> [AIM OF THE TASK]
Transcribe the listing exactly, leaving out every picture.
* START SUPPLIED INFORMATION *
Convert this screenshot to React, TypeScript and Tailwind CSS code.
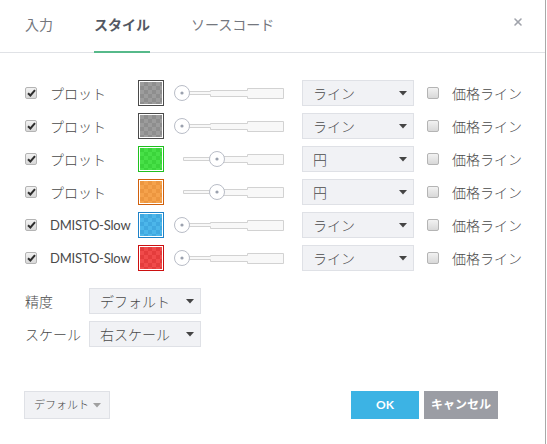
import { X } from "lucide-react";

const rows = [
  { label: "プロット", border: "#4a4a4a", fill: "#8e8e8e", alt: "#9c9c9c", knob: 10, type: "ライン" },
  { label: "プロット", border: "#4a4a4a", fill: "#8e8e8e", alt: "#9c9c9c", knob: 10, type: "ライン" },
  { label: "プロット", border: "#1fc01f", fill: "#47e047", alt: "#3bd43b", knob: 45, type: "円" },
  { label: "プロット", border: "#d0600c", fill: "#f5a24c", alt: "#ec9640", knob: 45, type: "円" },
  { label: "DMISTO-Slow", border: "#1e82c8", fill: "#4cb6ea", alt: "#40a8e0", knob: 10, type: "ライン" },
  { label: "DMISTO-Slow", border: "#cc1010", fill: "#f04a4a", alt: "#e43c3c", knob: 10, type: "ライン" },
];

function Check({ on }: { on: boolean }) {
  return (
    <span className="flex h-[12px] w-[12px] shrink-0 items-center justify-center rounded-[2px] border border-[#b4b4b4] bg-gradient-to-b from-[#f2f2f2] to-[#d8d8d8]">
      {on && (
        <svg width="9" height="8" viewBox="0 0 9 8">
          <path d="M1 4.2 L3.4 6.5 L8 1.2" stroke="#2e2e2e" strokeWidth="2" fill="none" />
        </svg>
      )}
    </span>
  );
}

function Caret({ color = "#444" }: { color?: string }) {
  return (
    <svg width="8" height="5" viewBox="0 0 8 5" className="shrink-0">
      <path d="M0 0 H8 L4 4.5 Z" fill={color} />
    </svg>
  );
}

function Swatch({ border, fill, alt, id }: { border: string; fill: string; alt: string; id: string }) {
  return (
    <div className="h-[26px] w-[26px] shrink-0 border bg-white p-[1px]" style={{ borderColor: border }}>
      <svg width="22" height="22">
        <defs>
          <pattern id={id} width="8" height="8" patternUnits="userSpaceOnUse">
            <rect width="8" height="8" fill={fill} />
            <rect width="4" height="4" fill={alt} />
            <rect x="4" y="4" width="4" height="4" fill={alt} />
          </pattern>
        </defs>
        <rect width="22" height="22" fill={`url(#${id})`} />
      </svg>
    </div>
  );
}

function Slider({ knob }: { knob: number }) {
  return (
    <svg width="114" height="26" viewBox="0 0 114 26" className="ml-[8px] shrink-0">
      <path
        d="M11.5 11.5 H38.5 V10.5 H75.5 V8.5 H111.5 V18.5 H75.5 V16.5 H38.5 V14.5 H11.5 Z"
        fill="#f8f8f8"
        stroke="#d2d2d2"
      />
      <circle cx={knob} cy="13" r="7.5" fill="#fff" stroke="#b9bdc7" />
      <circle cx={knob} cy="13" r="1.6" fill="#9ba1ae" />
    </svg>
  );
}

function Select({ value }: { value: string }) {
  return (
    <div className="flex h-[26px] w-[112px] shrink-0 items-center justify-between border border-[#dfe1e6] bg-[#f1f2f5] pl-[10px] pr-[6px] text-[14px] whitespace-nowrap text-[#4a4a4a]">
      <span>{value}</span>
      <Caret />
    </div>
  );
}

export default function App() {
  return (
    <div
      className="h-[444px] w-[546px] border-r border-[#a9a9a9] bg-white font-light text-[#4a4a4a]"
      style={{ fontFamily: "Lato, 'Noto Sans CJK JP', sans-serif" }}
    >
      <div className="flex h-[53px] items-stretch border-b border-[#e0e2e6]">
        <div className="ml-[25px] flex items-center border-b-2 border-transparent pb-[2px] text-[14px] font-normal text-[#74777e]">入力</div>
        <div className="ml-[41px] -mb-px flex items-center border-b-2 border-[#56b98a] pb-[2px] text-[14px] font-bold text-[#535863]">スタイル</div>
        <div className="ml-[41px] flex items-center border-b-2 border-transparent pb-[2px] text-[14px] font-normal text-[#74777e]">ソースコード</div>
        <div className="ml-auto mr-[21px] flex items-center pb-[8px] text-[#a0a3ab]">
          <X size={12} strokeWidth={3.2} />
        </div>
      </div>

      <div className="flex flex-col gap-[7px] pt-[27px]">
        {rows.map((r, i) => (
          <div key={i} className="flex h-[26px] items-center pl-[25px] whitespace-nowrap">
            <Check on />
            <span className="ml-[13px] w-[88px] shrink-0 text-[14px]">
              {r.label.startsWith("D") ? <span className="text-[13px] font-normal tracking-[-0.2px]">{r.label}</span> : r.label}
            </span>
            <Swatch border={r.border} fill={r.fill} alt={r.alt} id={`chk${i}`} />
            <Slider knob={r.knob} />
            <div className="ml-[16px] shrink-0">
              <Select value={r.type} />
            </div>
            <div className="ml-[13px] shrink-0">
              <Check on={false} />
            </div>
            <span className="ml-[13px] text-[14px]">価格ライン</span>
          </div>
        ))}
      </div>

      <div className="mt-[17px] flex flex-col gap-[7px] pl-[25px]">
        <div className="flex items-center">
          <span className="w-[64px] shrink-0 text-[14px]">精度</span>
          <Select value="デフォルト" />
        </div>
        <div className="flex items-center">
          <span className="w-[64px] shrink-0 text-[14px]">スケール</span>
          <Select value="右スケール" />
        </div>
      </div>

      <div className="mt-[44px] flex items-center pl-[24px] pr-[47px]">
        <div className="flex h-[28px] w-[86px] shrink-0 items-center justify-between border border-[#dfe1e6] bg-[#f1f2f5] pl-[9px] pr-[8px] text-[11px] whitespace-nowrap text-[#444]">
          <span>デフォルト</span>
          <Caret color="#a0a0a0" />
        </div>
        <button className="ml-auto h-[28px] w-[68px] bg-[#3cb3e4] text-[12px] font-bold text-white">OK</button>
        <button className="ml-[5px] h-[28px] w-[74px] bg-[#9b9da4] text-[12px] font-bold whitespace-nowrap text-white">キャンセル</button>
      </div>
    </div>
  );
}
* END SUPPLIED INFORMATION *
> [COMPLETED EXERCISE]
Convert this screenshot to React, TypeScript and Tailwind CSS code.
import { X } from "lucide-react";

const rows = [
  { label: "プロット", border: "#4a4a4a", fill: "#8e8e8e", alt: "#9c9c9c", knob: 10, type: "ライン" },
  { label: "プロット", border: "#4a4a4a", fill: "#8e8e8e", alt: "#9c9c9c", knob: 10, type: "ライン" },
  { label: "プロット", border: "#1fc01f", fill: "#47e047", alt: "#3bd43b", knob: 45, type: "円" },
  { label: "プロット", border: "#d0600c", fill: "#f5a24c", alt: "#ec9640", knob: 45, type: "円" },
  { label: "DMISTO-Slow", border: "#1e82c8", fill: "#4cb6ea", alt: "#40a8e0", knob: 10, type: "ライン" },
  { label: "DMISTO-Slow", border: "#cc1010", fill: "#f04a4a", alt: "#e43c3c", knob: 10, type: "ライン" },
];

function Check({ on }: { on: boolean }) {
  return (
    <span className="flex h-[12px] w-[12px] shrink-0 items-center justify-center rounded-[2px] border border-[#b4b4b4] bg-gradient-to-b from-[#f2f2f2] to-[#d8d8d8]">
      {on && (
        <svg width="9" height="8" viewBox="0 0 9 8">
          <path d="M1 4.2 L3.4 6.5 L8 1.2" stroke="#2e2e2e" strokeWidth="2" fill="none" />
        </svg>
      )}
    </span>
  );
}

function Caret({ color = "#444" }: { color?: string }) {
  return (
    <svg width="8" height="5" viewBox="0 0 8 5" className="shrink-0">
      <path d="M0 0 H8 L4 4.5 Z" fill={color} />
    </svg>
  );
}

function Swatch({ border, fill, alt, id }: { border: string; fill: string; alt: string; id: string }) {
  return (
    <div className="h-[26px] w-[26px] shrink-0 border bg-white p-[1px]" style={{ borderColor: border }}>
      <svg width="22" height="22">
        <defs>
          <pattern id={id} width="8" height="8" patternUnits="userSpaceOnUse">
            <rect width="8" height="8" fill={fill} />
            <rect width="4" height="4" fill={alt} />
            <rect x="4" y="4" width="4" height="4" fill={alt} />
          </pattern>
        </defs>
        <rect width="22" height="22" fill={`url(#${id})`} />
      </svg>
    </div>
  );
}

function Slider({ knob }: { knob: number }) {
  return (
    <svg width="114" height="26" viewBox="0 0 114 26" className="ml-[8px] shrink-0">
      <path
        d="M11.5 11.5 H38.5 V10.5 H75.5 V8.5 H111.5 V18.5 H75.5 V16.5 H38.5 V14.5 H11.5 Z"
        fill="#f8f8f8"
        stroke="#d2d2d2"
      />
      <circle cx={knob} cy="13" r="7.5" fill="#fff" stroke="#b9bdc7" />
      <circle cx={knob} cy="13" r="1.6" fill="#9ba1ae" />
    </svg>
  );
}

function Select({ value }: { value: string }) {
  return (
    <div className="flex h-[26px] w-[112px] shrink-0 items-center justify-between border border-[#dfe1e6] bg-[#f1f2f5] pl-[10px] pr-[6px] text-[14px] whitespace-nowrap text-[#4a4a4a]">
      <span>{value}</span>
      <Caret />
    </div>
  );
}

export default function App() {
  return (
    <div
      className="h-[444px] w-[546px] border-r border-[#a9a9a9] bg-white font-light text-[#4a4a4a]"
      style={{ fontFamily: "Lato, 'Noto Sans CJK JP', sans-serif" }}
    >
      <div className="flex h-[53px] items-stretch border-b border-[#e0e2e6]">
        <div className="ml-[25px] flex items-center border-b-2 border-transparent pb-[2px] text-[14px] font-normal text-[#74777e]">入力</div>
        <div className="ml-[41px] -mb-px flex items-center border-b-2 border-[#56b98a] pb-[2px] text-[14px] font-bold text-[#535863]">スタイル</div>
        <div className="ml-[41px] flex items-center border-b-2 border-transparent pb-[2px] text-[14px] font-normal text-[#74777e]">ソースコード</div>
        <div className="ml-auto mr-[21px] flex items-center pb-[8px] text-[#a0a3ab]">
          <X size={12} strokeWidth={3.2} />
        </div>
      </div>

      <div className="flex flex-col gap-[7px] pt-[27px]">
        {rows.map((r, i) => (
          <div key={i} className="flex h-[26px] items-center pl-[25px] whitespace-nowrap">
            <Check on />
            <span className="ml-[13px] w-[88px] shrink-0 text-[14px]">
              {r.label.startsWith("D") ? <span className="text-[13px] font-normal tracking-[-0.2px]">{r.label}</span> : r.label}
            </span>
            <Swatch border={r.border} fill={r.fill} alt={r.alt} id={`chk${i}`} />
            <Slider knob={r.knob} />
            <div className="ml-[16px] shrink-0">
              <Select value={r.type} />
            </div>
            <div className="ml-[13px] shrink-0">
              <Check on={false} />
            </div>
            <span className="ml-[13px] text-[14px]">価格ライン</span>
          </div>
        ))}
      </div>

      <div className="mt-[17px] flex flex-col gap-[7px] pl-[25px]">
        <div className="flex items-center">
          <span className="w-[64px] shrink-0 text-[14px]">精度</span>
          <Select value="デフォルト" />
        </div>
        <div className="flex items-center">
          <span className="w-[64px] shrink-0 text-[14px]">スケール</span>
          <Select value="右スケール" />
        </div>
      </div>

      <div className="mt-[44px] flex items-center pl-[24px] pr-[47px]">
        <div className="flex h-[28px] w-[86px] shrink-0 items-center justify-between border border-[#dfe1e6] bg-[#f1f2f5] pl-[9px] pr-[8px] text-[11px] whitespace-nowrap text-[#444]">
          <span>デフォルト</span>
          <Caret color="#a0a0a0" />
        </div>
        <button className="ml-auto h-[28px] w-[68px] bg-[#3cb3e4] text-[12px] font-bold text-white">OK</button>
        <button className="ml-[5px] h-[28px] w-[74px] bg-[#9b9da4] text-[12px] font-bold whitespace-nowrap text-white">キャンセル</button>
      </div>
    </div>
  );
}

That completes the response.